### [Short task]
Report the count of lines containing the word "Tailwind" in the entries below, and nothing more.

### [Records to process]
□ □ □
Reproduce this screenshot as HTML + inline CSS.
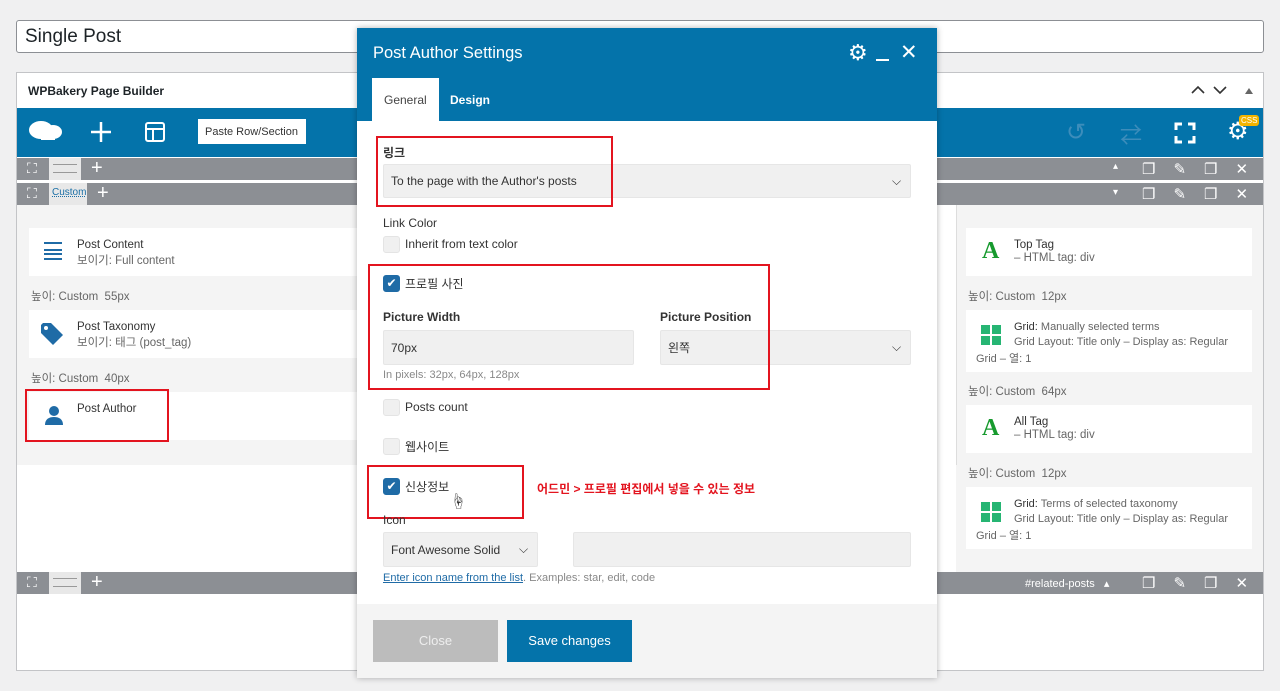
□ □ □
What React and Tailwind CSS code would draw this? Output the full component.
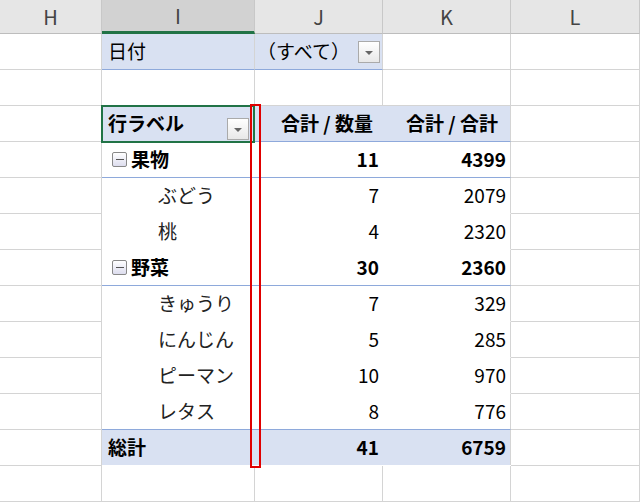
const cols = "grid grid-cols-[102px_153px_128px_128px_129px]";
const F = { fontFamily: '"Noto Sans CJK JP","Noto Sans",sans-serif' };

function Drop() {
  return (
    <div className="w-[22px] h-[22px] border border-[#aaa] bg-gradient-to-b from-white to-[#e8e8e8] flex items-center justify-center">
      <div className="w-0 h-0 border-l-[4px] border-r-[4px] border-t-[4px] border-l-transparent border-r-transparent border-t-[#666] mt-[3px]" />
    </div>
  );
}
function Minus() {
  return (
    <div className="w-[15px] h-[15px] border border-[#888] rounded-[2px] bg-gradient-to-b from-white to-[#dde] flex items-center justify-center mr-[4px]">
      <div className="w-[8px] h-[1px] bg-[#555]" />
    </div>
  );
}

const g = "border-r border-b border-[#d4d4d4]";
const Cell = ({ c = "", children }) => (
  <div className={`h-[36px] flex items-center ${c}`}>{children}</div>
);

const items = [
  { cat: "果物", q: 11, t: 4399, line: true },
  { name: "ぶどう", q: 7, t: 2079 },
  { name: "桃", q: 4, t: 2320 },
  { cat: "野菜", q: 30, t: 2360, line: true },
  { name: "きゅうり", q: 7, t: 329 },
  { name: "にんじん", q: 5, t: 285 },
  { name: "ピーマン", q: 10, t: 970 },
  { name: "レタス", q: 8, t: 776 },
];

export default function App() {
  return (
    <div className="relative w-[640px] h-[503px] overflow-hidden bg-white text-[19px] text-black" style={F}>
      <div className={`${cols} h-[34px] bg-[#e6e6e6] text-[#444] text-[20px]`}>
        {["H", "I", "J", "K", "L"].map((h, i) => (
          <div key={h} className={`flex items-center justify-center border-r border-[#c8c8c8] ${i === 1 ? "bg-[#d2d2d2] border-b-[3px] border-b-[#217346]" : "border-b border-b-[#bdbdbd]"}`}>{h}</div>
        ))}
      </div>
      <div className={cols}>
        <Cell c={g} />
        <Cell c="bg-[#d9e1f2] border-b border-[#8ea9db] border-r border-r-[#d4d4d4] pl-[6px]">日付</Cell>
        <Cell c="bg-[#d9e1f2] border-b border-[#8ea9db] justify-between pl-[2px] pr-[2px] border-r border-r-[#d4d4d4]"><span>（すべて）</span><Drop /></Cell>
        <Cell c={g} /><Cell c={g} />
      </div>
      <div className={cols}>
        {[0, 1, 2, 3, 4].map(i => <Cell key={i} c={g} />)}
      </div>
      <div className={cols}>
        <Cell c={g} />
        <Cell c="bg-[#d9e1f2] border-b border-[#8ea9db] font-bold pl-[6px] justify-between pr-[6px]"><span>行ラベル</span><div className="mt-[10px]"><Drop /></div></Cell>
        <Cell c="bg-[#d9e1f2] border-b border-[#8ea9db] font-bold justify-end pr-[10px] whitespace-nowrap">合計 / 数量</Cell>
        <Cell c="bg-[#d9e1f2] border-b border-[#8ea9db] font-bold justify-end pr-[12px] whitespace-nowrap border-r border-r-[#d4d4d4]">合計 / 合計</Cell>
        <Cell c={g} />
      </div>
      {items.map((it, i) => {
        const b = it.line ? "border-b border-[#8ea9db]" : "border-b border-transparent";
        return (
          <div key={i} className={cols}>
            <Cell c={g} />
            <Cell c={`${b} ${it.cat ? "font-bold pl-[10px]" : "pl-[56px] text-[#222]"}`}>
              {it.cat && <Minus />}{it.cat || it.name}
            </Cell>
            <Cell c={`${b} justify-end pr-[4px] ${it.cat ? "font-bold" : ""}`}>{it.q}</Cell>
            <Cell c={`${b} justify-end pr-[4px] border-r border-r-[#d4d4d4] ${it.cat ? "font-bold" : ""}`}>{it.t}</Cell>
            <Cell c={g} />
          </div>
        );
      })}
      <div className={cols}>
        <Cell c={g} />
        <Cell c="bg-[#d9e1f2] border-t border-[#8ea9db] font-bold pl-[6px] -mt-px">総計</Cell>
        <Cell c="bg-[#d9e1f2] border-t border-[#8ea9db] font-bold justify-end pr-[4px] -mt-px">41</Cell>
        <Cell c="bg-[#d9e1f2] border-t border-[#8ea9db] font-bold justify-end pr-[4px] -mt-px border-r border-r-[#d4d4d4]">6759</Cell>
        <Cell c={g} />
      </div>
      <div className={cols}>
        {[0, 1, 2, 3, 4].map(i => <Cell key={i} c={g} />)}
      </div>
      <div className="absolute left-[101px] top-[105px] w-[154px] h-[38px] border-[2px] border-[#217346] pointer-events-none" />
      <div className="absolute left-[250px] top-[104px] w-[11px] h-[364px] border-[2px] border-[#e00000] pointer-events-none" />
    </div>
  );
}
□ □ □
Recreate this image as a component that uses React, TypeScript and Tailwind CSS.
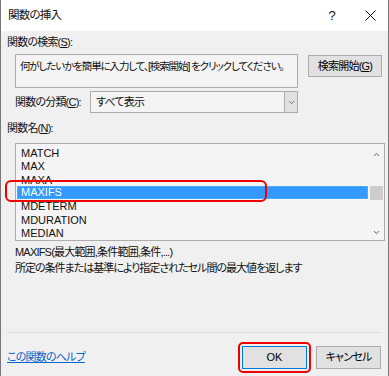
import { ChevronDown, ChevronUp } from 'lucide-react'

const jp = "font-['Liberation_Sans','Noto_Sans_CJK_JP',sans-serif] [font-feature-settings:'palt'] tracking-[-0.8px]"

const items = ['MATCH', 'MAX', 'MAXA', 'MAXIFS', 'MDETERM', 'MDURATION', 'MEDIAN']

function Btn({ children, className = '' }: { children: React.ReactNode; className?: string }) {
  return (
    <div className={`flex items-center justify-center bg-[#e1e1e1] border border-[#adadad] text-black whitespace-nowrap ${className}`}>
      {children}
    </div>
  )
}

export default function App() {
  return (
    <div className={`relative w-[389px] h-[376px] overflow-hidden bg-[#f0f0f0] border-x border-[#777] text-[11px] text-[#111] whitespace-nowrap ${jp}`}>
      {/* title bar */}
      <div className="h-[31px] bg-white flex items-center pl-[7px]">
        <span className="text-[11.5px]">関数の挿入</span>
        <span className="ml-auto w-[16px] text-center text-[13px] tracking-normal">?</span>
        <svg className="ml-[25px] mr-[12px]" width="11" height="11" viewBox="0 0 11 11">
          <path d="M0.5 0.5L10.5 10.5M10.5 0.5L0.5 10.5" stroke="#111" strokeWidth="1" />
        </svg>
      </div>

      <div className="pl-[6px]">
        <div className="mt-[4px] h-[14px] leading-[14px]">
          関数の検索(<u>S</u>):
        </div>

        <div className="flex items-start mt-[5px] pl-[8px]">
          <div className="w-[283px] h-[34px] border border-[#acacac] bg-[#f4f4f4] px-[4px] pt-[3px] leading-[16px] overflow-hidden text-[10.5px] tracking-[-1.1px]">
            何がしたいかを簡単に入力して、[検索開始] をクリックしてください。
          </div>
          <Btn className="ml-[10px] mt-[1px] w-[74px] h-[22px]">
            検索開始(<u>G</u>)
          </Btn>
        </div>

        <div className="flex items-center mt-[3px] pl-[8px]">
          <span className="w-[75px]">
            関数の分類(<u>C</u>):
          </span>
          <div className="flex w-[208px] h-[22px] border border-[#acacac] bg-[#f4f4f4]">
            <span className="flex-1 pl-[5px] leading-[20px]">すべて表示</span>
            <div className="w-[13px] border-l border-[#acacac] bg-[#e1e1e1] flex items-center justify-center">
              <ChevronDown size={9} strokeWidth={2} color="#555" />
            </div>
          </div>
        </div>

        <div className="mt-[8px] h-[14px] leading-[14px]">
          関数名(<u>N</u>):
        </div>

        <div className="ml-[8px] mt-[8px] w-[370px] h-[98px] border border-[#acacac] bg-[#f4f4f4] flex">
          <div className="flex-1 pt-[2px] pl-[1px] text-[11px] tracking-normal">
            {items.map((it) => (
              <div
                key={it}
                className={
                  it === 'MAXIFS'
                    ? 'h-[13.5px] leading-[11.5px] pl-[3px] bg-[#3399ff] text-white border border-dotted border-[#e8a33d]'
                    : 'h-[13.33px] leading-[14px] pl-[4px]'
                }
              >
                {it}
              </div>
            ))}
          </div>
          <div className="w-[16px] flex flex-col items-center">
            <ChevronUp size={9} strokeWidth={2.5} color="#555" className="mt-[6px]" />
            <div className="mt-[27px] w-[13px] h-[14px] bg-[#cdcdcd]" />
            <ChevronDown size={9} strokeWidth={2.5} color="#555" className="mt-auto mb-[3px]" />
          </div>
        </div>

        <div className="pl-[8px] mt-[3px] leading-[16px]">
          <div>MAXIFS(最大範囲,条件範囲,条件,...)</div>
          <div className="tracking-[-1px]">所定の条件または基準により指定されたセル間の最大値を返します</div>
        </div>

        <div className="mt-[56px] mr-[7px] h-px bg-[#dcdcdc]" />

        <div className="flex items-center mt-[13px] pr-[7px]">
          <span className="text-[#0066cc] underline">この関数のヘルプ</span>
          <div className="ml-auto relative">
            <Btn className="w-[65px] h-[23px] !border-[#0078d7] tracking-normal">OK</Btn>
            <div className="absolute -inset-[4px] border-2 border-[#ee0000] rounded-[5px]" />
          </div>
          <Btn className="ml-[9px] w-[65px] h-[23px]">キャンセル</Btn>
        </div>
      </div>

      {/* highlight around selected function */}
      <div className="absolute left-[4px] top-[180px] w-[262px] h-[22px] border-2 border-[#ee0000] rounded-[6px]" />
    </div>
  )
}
□ □ □
### [Completed exercise]
2